--- Data for this exercise ---

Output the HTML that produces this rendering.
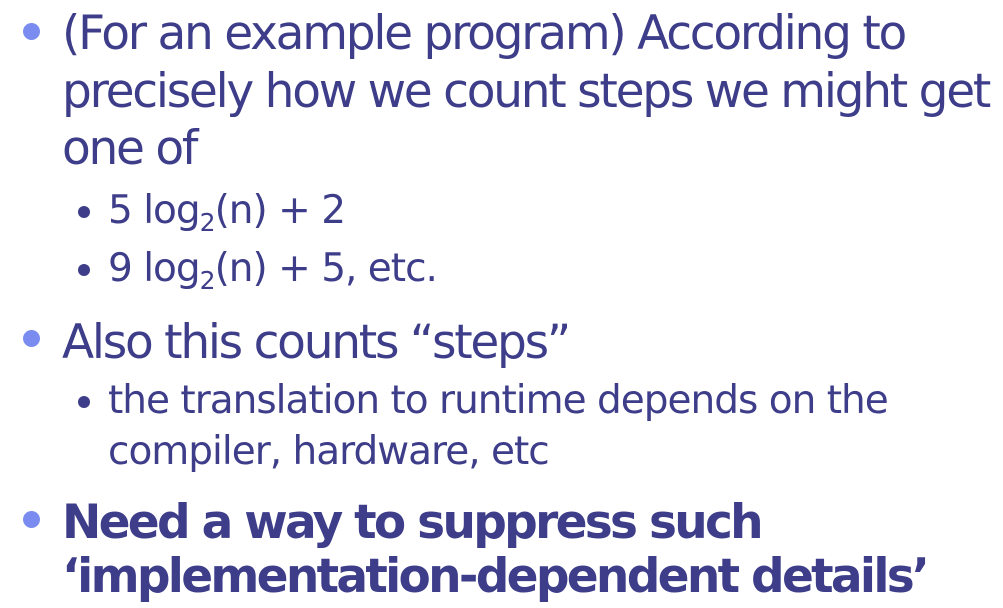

---
--- Data for this exercise ---

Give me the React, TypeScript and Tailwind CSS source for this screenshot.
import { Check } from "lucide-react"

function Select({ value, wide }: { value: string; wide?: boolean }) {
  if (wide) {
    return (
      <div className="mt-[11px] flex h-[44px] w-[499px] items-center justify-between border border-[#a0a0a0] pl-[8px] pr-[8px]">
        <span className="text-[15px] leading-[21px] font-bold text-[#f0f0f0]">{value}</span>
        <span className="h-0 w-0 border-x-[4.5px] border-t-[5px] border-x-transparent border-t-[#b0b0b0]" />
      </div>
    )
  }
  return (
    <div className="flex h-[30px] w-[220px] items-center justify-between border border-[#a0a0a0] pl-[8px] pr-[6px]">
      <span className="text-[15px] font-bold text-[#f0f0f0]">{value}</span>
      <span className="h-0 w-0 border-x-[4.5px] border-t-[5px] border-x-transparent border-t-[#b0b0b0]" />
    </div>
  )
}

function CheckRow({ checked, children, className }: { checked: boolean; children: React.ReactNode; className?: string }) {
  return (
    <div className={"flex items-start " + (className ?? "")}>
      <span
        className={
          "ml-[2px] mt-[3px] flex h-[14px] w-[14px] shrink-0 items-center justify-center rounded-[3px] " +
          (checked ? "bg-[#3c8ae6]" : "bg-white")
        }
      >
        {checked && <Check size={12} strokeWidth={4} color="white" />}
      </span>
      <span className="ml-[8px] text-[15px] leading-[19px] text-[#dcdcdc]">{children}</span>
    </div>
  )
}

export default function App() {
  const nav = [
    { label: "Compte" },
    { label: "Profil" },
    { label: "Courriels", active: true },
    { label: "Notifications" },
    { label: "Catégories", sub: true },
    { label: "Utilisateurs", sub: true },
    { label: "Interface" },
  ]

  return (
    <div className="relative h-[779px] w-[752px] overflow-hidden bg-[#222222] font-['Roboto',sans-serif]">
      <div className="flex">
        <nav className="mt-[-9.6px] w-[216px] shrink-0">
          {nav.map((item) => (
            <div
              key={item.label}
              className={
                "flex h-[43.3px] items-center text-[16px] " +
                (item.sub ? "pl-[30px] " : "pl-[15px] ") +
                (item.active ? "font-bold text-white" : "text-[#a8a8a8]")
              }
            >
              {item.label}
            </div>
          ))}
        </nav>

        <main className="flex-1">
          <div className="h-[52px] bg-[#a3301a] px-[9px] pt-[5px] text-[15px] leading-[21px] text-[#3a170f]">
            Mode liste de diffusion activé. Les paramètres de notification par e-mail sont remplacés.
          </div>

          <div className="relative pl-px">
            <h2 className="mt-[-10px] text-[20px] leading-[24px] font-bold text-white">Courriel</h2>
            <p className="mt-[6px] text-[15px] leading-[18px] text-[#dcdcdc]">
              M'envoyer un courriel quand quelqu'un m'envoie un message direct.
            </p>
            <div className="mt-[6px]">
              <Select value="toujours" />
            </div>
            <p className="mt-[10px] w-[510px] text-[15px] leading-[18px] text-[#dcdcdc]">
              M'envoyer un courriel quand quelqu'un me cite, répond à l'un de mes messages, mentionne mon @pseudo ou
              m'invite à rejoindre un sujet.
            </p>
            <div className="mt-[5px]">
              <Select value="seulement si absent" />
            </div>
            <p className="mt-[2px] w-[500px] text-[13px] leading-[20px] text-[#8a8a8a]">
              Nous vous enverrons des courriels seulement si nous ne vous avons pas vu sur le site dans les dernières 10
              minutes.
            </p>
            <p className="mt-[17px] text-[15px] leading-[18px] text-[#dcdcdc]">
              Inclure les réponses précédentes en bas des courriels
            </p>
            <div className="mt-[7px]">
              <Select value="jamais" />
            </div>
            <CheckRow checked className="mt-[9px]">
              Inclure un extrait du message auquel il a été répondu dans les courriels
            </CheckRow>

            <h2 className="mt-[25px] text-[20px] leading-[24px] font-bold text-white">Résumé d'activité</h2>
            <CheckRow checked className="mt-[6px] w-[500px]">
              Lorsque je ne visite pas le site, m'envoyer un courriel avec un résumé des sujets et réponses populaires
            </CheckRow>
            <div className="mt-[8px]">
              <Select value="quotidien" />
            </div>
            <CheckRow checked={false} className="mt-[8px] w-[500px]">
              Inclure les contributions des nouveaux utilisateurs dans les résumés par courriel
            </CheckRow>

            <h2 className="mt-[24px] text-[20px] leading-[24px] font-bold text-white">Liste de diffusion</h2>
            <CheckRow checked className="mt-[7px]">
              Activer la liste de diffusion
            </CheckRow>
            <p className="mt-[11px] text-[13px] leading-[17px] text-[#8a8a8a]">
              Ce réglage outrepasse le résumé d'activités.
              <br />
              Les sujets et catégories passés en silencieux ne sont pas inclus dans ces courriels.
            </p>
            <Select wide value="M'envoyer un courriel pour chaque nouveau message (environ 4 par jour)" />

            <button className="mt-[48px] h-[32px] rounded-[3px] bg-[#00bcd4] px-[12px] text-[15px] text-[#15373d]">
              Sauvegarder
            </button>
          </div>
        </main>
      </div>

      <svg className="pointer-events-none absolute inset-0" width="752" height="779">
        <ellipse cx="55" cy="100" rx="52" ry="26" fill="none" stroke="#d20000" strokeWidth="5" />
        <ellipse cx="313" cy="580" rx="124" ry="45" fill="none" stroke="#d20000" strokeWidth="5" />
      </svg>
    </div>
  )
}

---
--- Data for this exercise ---

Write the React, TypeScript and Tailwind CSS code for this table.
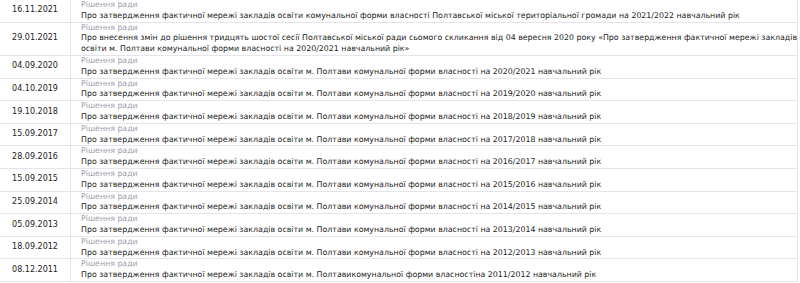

---

## Stated goal
Check each line of the records for the word "Tailwind" and extract those that contain it.

## Reply
Give me the React, TypeScript and Tailwind CSS source for this screenshot.
Write the React, TypeScript and Tailwind CSS code for this table.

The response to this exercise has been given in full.